Data section:
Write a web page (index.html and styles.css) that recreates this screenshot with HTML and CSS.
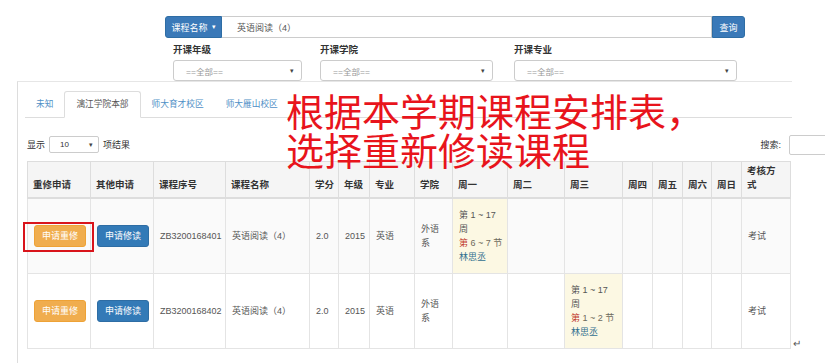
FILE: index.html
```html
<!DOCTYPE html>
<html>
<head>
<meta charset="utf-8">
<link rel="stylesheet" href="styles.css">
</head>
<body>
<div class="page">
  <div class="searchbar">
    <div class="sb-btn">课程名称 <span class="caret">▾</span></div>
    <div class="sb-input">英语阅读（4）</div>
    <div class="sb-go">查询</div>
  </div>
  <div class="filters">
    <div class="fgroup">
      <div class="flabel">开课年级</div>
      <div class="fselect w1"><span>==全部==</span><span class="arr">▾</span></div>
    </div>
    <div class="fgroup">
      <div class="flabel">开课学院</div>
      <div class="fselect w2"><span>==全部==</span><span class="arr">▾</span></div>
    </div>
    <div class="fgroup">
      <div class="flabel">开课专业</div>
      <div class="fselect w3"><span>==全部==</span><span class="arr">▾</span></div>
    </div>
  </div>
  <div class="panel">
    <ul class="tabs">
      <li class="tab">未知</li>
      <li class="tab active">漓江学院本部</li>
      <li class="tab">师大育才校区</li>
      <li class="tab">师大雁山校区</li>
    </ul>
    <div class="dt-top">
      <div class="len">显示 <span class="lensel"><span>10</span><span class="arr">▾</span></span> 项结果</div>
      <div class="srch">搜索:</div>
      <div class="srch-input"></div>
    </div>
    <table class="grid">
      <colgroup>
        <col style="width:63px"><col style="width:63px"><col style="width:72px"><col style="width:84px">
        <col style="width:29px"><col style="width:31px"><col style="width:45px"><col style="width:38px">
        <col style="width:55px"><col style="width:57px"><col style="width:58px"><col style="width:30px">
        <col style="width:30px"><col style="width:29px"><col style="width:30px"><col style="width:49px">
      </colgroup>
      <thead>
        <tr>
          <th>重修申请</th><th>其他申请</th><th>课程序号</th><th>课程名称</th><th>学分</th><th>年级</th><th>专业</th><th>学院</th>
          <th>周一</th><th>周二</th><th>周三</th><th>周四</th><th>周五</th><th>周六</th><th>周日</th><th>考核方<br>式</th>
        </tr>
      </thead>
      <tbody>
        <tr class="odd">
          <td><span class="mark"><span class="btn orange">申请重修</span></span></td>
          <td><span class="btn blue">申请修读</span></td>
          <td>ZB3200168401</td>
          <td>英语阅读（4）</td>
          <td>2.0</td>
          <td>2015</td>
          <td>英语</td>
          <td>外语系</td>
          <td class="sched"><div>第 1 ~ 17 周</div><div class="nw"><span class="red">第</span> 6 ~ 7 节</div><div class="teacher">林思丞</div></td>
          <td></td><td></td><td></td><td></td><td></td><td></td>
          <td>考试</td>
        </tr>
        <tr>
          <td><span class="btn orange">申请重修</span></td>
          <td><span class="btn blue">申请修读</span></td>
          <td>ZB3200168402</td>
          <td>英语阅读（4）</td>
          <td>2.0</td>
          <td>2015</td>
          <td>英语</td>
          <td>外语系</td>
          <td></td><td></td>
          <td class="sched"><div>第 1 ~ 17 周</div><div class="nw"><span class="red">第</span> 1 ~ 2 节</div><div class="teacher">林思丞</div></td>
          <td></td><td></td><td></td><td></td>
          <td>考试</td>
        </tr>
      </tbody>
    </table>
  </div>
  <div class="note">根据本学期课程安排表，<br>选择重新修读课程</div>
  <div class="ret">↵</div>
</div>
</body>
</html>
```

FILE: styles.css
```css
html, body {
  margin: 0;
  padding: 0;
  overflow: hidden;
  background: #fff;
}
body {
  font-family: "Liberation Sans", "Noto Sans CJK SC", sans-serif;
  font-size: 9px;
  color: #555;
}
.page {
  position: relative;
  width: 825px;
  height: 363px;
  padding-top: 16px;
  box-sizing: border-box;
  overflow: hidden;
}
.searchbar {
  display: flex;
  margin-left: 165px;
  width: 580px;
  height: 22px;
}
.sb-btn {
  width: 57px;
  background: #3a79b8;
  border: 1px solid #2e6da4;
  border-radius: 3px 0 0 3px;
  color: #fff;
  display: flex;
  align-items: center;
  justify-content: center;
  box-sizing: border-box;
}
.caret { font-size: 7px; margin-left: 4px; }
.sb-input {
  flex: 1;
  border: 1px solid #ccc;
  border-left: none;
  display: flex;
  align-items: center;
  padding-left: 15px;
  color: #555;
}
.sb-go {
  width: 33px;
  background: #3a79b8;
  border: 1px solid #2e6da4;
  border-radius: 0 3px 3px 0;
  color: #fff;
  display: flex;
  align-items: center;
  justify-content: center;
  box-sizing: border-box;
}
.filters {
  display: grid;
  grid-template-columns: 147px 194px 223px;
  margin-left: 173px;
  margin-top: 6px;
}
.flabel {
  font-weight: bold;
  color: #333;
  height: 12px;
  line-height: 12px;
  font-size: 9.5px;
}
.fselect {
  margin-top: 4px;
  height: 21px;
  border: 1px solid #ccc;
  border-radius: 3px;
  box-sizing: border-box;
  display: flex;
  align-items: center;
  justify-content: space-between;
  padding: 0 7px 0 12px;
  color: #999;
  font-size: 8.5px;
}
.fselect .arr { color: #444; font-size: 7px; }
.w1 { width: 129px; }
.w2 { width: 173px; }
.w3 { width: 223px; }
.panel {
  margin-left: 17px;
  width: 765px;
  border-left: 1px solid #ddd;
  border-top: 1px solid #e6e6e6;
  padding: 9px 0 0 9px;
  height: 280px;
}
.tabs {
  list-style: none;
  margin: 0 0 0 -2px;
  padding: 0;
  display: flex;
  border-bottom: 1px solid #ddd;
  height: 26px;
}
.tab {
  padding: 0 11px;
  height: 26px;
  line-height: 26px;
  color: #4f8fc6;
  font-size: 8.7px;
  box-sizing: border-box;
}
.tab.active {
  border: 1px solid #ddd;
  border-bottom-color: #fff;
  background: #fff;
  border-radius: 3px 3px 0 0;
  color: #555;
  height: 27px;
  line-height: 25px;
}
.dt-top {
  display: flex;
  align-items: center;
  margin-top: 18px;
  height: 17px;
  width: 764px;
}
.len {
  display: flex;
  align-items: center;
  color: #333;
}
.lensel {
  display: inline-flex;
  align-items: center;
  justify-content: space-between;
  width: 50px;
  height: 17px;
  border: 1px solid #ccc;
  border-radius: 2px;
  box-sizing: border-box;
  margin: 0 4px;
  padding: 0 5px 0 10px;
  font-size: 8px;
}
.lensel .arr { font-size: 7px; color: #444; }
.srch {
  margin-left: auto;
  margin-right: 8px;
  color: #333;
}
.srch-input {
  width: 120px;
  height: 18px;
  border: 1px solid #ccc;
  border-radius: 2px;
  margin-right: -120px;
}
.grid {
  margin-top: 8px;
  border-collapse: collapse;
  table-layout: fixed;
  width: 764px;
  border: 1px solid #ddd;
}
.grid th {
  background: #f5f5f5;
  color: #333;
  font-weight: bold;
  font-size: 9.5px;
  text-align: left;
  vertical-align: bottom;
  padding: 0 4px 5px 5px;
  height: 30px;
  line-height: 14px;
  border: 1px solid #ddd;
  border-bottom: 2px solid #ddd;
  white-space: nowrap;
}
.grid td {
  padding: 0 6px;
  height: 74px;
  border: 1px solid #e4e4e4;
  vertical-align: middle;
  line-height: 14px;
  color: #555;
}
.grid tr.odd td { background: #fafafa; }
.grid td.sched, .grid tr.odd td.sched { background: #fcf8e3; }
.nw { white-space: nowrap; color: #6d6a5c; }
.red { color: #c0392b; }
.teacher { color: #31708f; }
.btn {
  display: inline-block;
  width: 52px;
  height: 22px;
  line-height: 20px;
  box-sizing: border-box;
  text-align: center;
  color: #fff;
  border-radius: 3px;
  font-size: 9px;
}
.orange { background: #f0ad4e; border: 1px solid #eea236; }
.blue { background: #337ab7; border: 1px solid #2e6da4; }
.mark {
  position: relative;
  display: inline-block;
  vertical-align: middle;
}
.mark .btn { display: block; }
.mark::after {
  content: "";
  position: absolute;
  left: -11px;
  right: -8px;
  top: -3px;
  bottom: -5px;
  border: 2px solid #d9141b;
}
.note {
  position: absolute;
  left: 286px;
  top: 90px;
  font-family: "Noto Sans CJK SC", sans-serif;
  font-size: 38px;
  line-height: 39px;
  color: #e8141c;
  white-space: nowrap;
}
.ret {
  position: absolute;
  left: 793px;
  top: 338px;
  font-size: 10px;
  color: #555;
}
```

Challenge: Say how many lines of the data include the word "page". Nothing other than the number should be given.

Result below: 3